The Infrastructure Committee feels that Pagoda's fully-subsidized near.org RPC service is getting in the way of decentralization efforts and is preventing high-quality commercial RPC offerings from gaining traction. If a NEAR core team continues to support a free-to-use near.org RPC service, it will be required to gradually lower its rate limits over the coming months to prevent abuse. In light of this proposed change, high-traffic near.org RPC users should start making plans to switch to other RPC providers.
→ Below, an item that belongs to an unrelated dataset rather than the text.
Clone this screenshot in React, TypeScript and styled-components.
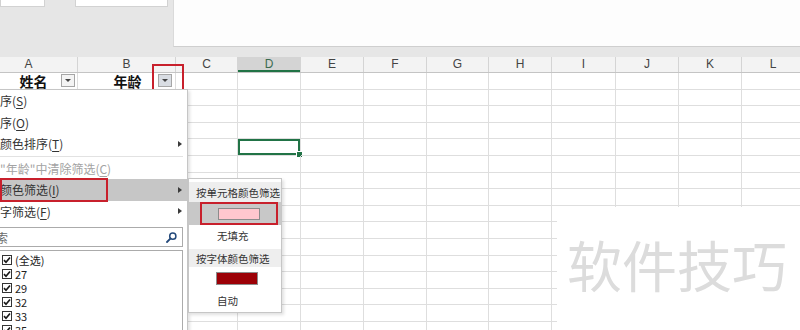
import React from 'react'
import styled, { createGlobalStyle } from 'styled-components'

const GlobalStyle = createGlobalStyle`
  html, body {
    margin: 0;
    padding: 0;
    background: #ffffff;
  }
  body {
    font-family: 'Noto Sans CJK SC', 'Noto Sans', sans-serif;
  }
`

const COLUMNS = [
  { label: 'A', width: 98 },
  { label: 'B', width: 98 },
  { label: 'C', width: 62 },
  { label: 'D', width: 63 },
  { label: 'E', width: 63 },
  { label: 'F', width: 63 },
  { label: 'G', width: 62 },
  { label: 'H', width: 63 },
  { label: 'I', width: 64 },
  { label: 'J', width: 63 },
  { label: 'K', width: 63 },
  { label: 'L', width: 63 },
]

const ROW_COUNT = 16
const SELECTED = { row: 4, col: 3 }

const Page = styled.div`
  position: relative;
  width: 800px;
  height: 330px;
  overflow: hidden;
  background: #ffffff;
`

const TopArea = styled.div`
  display: flex;
  height: 57px;
  background: #e6e6e6;
`

const ToolStrip = styled.div`
  display: flex;
  align-items: flex-start;
  width: 173px;
  flex: none;
`

const NameBox = styled.div<{ $width: number; $gap: number }>`
  width: ${p => p.$width}px;
  height: 7px;
  margin-left: ${p => p.$gap}px;
  background: #ffffff;
  border: 1px solid #d2d2d2;
  border-top: 0;
  box-sizing: border-box;
`

const FormulaPanel = styled.div`
  flex: 1;
  height: 47px;
  background: #fdfdfd;
  border-left: 1px solid #dadada;
  border-bottom: 1px solid #cfcfcf;
  box-sizing: border-box;
`

const Sheet = styled.div`
  margin-left: -20px;
`

const HeaderRow = styled.div`
  display: flex;
  height: 16px;
  background: #f3f3f3;
  border-bottom: 1px solid #c4c4c4;
  box-sizing: border-box;
`

const HeaderCell = styled.div<{ $width: number; $active?: boolean }>`
  width: ${p => p.$width}px;
  flex: none;
  box-sizing: border-box;
  border-right: 1px solid #d4d4d4;
  text-align: center;
  font: 12px/15px 'Liberation Sans', Arial, sans-serif;
  color: ${p => (p.$active ? '#3b6b50' : '#444444')};
  background: ${p => (p.$active ? '#d4d4d4' : 'transparent')};
  box-shadow: ${p => (p.$active ? 'inset 0 -2px 0 #217346' : 'none')};
`

const Row = styled.div`
  display: flex;
  height: 16.6px;
`

const Cell = styled.div<{ $width: number; $selected?: boolean }>`
  position: relative;
  display: flex;
  align-items: center;
  width: ${p => p.$width}px;
  flex: none;
  box-sizing: border-box;
  border-right: 1px solid #dedede;
  border-bottom: 1px solid #dedede;
  box-shadow: ${p => (p.$selected ? 'inset 0 0 0 2px #217346' : 'none')};

  ${p =>
    p.$selected &&
    `
    &::after {
      content: '';
      position: absolute;
      right: -3px;
      bottom: -3px;
      width: 5px;
      height: 5px;
      background: #217346;
      border: 1px solid #ffffff;
    }
  `}
`

const HeadLabel = styled.span<{ $shift: number }>`
  flex: 1;
  padding-left: ${p => p.$shift}px;
  text-align: center;
  font-size: 14px;
  font-weight: 700;
  line-height: 16px;
  color: #111111;
`

const FilterButton = styled.span<{ $active?: boolean }>`
  display: flex;
  align-items: center;
  justify-content: center;
  width: 14px;
  height: 13px;
  margin-right: ${p => (p.$active ? 3 : 2)}px;
  box-sizing: border-box;
  border: 1px solid #a6a6a6;
  background: ${p => (p.$active ? '#d9dde3' : '#f4f4f4')};
`

const DownTriangle = styled.span`
  width: 0;
  height: 0;
  border-left: 3px solid transparent;
  border-right: 3px solid transparent;
  border-top: 3px solid #444444;
`

const RedMark = styled.div<{ $left: number; $top: number; $width: number; $height: number }>`
  position: absolute;
  left: ${p => p.$left}px;
  top: ${p => p.$top}px;
  width: ${p => p.$width}px;
  height: ${p => p.$height}px;
  border: 2px solid #c8202c;
  box-sizing: border-box;
  pointer-events: none;
`

const FilterMenu = styled.div`
  position: absolute;
  left: -40px;
  top: 89px;
  width: 228px;
  height: 260px;
  box-sizing: border-box;
  background: #ffffff;
  border: 1px solid #c6c6c6;
  box-shadow: 2px 2px 3px rgba(0, 0, 0, 0.12);
`

const MenuItem = styled.div<{ $disabled?: boolean; $active?: boolean }>`
  display: flex;
  align-items: center;
  height: 21.5px;
  padding: 0 5px 0 27px;
  font-size: 12px;
  color: ${p => (p.$disabled ? '#a3a3a3' : '#333333')};
  background: ${p => (p.$active ? '#c6c6c6' : 'transparent')};
  white-space: nowrap;

  u {
    text-decoration: underline;
    text-underline-offset: 2px;
  }
`

const SubArrow = styled.span`
  margin-left: auto;
  width: 0;
  height: 0;
  border-top: 3.5px solid transparent;
  border-bottom: 3.5px solid transparent;
  border-left: 4px solid #3a3a3a;
`

const MenuSeparator = styled.div`
  height: 1px;
  margin: 1px 4px 1px 26px;
  background: #e2e2e2;
`

const SearchBox = styled.div`
  display: flex;
  align-items: center;
  height: 20px;
  margin: 5px 4px 0 17px;
  padding: 0 5px 0 5px;
  box-sizing: border-box;
  border: 1px solid #ababab;
  font-size: 12px;
  color: #6b6b6b;
`

const SearchIcon = styled.svg`
  margin-left: auto;
`

const ValueList = styled.div`
  height: 90px;
  margin: 3px 4px 0 17px;
  padding: 2px 0 0 23px;
  box-sizing: border-box;
  border: 1px solid #ababab;
`

const ValueItem = styled.div`
  display: flex;
  align-items: center;
  gap: 3px;
  height: 14px;
  font-size: 11px;
  line-height: 14px;
  color: #222222;
`

const CheckBox = styled.span`
  display: flex;
  align-items: center;
  justify-content: center;
  width: 10px;
  height: 10px;
  box-sizing: border-box;
  border: 1px solid #333333;
  background: #ffffff;
`

const SubMenu = styled.div`
  position: absolute;
  left: 188px;
  top: 178px;
  width: 94px;
  height: 135px;
  box-sizing: border-box;
  padding-top: 3px;
  background: #ffffff;
  border: 1px solid #c6c6c6;
  box-shadow: 2px 2px 3px rgba(0, 0, 0, 0.12);
`

const SubHeader = styled.div<{ $height: number; $gap?: number }>`
  height: ${p => p.$height}px;
  margin-top: ${p => p.$gap || 0}px;
  padding-left: 7px;
  display: flex;
  align-items: center;
  background: #eeeeee;
  font-size: 10.5px;
  color: #333333;
  white-space: nowrap;
`

const SwatchRow = styled.div<{ $active?: boolean; $height: number }>`
  display: flex;
  align-items: center;
  height: ${p => p.$height}px;
  padding-left: ${p => (p.$active ? 11 : 27)}px;
  background: ${p => (p.$active ? '#c8c8c8' : 'transparent')};
`

const SwatchFrame = styled.div`
  display: flex;
  align-items: center;
  justify-content: center;
  width: 78px;
  height: 23px;
  box-sizing: border-box;
  border: 2px solid #c8202c;
`

const Swatch = styled.span<{ $color: string; $height: number }>`
  width: 42px;
  height: ${p => p.$height}px;
  box-sizing: border-box;
  border: 1px solid #8c8c8c;
  background: ${p => p.$color};
`

const SubText = styled.div<{ $height: number }>`
  height: ${p => p.$height}px;
  padding-left: 28px;
  display: flex;
  align-items: center;
  font-size: 10.5px;
  color: #333333;
`

const Watermark = styled.div`
  position: absolute;
  left: 557px;
  top: 207px;
  right: 0;
  bottom: 0;
  padding: 29px 0 0 10px;
  background: #ffffff;
  font-size: 55px;
  line-height: 1;
  color: #dcdcdc;
  white-space: nowrap;
`

const MENU_ITEMS = [
  { text: '升序', key: 'S' },
  { text: '降序', key: 'O' },
  { text: '按颜色排序', key: 'T', sub: true },
]

const LOWER_ITEMS = [
  { text: '从"年龄"中清除筛选', key: 'C', disabled: true },
  { text: '按颜色筛选', key: 'I', sub: true, active: true },
  { text: '数字筛选', key: 'F', sub: true },
]

const VALUES = ['(全选)', '27', '29', '32', '33', '35']

const Check = () => (
  <svg width="8" height="8" viewBox="0 0 8 8">
    <polyline points="1,4.2 3,6.3 7,1.5" fill="none" stroke="#1a1a1a" strokeWidth="1.7" />
  </svg>
)

const renderItem = (item: { text: string; key: string; sub?: boolean; disabled?: boolean; active?: boolean }) => (
  <MenuItem key={item.key} $disabled={item.disabled} $active={item.active}>
    {item.text}(<u>{item.key}</u>)
    {item.sub && <SubArrow />}
  </MenuItem>
)

const App = () => {
  return (
    <Page>
      <GlobalStyle />
      <TopArea>
        <ToolStrip>
          <NameBox $width={45} $gap={0} />
          <NameBox $width={93} $gap={30} />
        </ToolStrip>
        <FormulaPanel />
      </TopArea>

      <Sheet>
        <HeaderRow>
          {COLUMNS.map((c, i) => (
            <HeaderCell key={c.label} $width={c.width} $active={i === SELECTED.col}>
              {c.label}
            </HeaderCell>
          ))}
        </HeaderRow>
        {Array.from({ length: ROW_COUNT }).map((_, r) => (
          <Row key={r}>
            {COLUMNS.map((c, i) => (
              <Cell key={c.label} $width={c.width} $selected={r === SELECTED.row && i === SELECTED.col}>
                {r === 0 && i === 0 && (
                  <>
                    <HeadLabel $shift={26}>姓名</HeadLabel>
                    <FilterButton>
                      <DownTriangle />
                    </FilterButton>
                  </>
                )}
                {r === 0 && i === 1 && (
                  <>
                    <HeadLabel $shift={19}>年龄</HeadLabel>
                    <FilterButton $active>
                      <DownTriangle />
                    </FilterButton>
                  </>
                )}
              </Cell>
            ))}
          </Row>
        ))}
      </Sheet>

      <RedMark $left={152} $top={64} $width={32} $height={28} />

      <FilterMenu>
        {MENU_ITEMS.map(renderItem)}
        <MenuSeparator />
        {LOWER_ITEMS.map(renderItem)}
        <SearchBox>
          搜索
          <SearchIcon width="11" height="11" viewBox="0 0 11 11">
            <circle cx="6.8" cy="4.2" r="3.1" fill="none" stroke="#24497a" strokeWidth="1.5" />
            <line x1="4.6" y1="6.4" x2="1" y2="10" stroke="#24497a" strokeWidth="1.8" strokeLinecap="round" />
          </SearchIcon>
        </SearchBox>
        <ValueList>
          {VALUES.map(v => (
            <ValueItem key={v}>
              <CheckBox>
                <Check />
              </CheckBox>
              {v}
            </ValueItem>
          ))}
        </ValueList>
      </FilterMenu>

      <RedMark $left={0} $top={178} $width={108} $height={24} />

      <SubMenu>
        <SubHeader $height={20}>按单元格颜色筛选</SubHeader>
        <SwatchRow $active $height={23}>
          <SwatchFrame>
            <Swatch $color="#ffc7ce" $height={12} />
          </SwatchFrame>
        </SwatchRow>
        <SubText $height={20}>无填充</SubText>
        <SubHeader $height={18} $gap={4}>
          按字体颜色筛选
        </SubHeader>
        <SwatchRow $height={22}>
          <Swatch $color="#9c0006" $height={13} />
        </SwatchRow>
        <SubText $height={22}>自动</SubText>
      </SubMenu>

      <Watermark>软件技巧</Watermark>
    </Page>
  )
}

export default App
The current rate-limits of NEAR.org RPC endpoints​
Starting December 1st, 2024:
- RPC Mainnet: 2000 requests/30s per IP
- RPC Testnet: 900 requests/30s per IP
- Archival-RPC Mainnet: 200 requests/30s IP
- Archival-RPC Testnet: 400 requests/30s per IP
Starting January 1st, 2025:
- RPC Mainnet: 500 requests/30s per IP or referrer
- RPC Testnet: 600 requests/30s per IP or referrer
- Archival-RPC Mainnet: 100 requests/30s per IP or referrer
- Archival-RPC Testnet: 200 requests/30s per IP or referrer
Starting February 1st, 2025
- RPC Mainnet: 150 req/30s per IP or referrer
- RPC Testnet: 300 requests/30s per IP or referrer
- Archival-RPC Mainnet: 20 requests/30s per IP or referrer
- Archival-RPC Testnet: 100 requests/30s per IP or referrer
Rate limits will be applied by IP or by the HTTP Referer
header, whichever hits first. Frontend applications will likely be rate-limited by the referrer, while backend applications will likely be rate-limited by the IP address.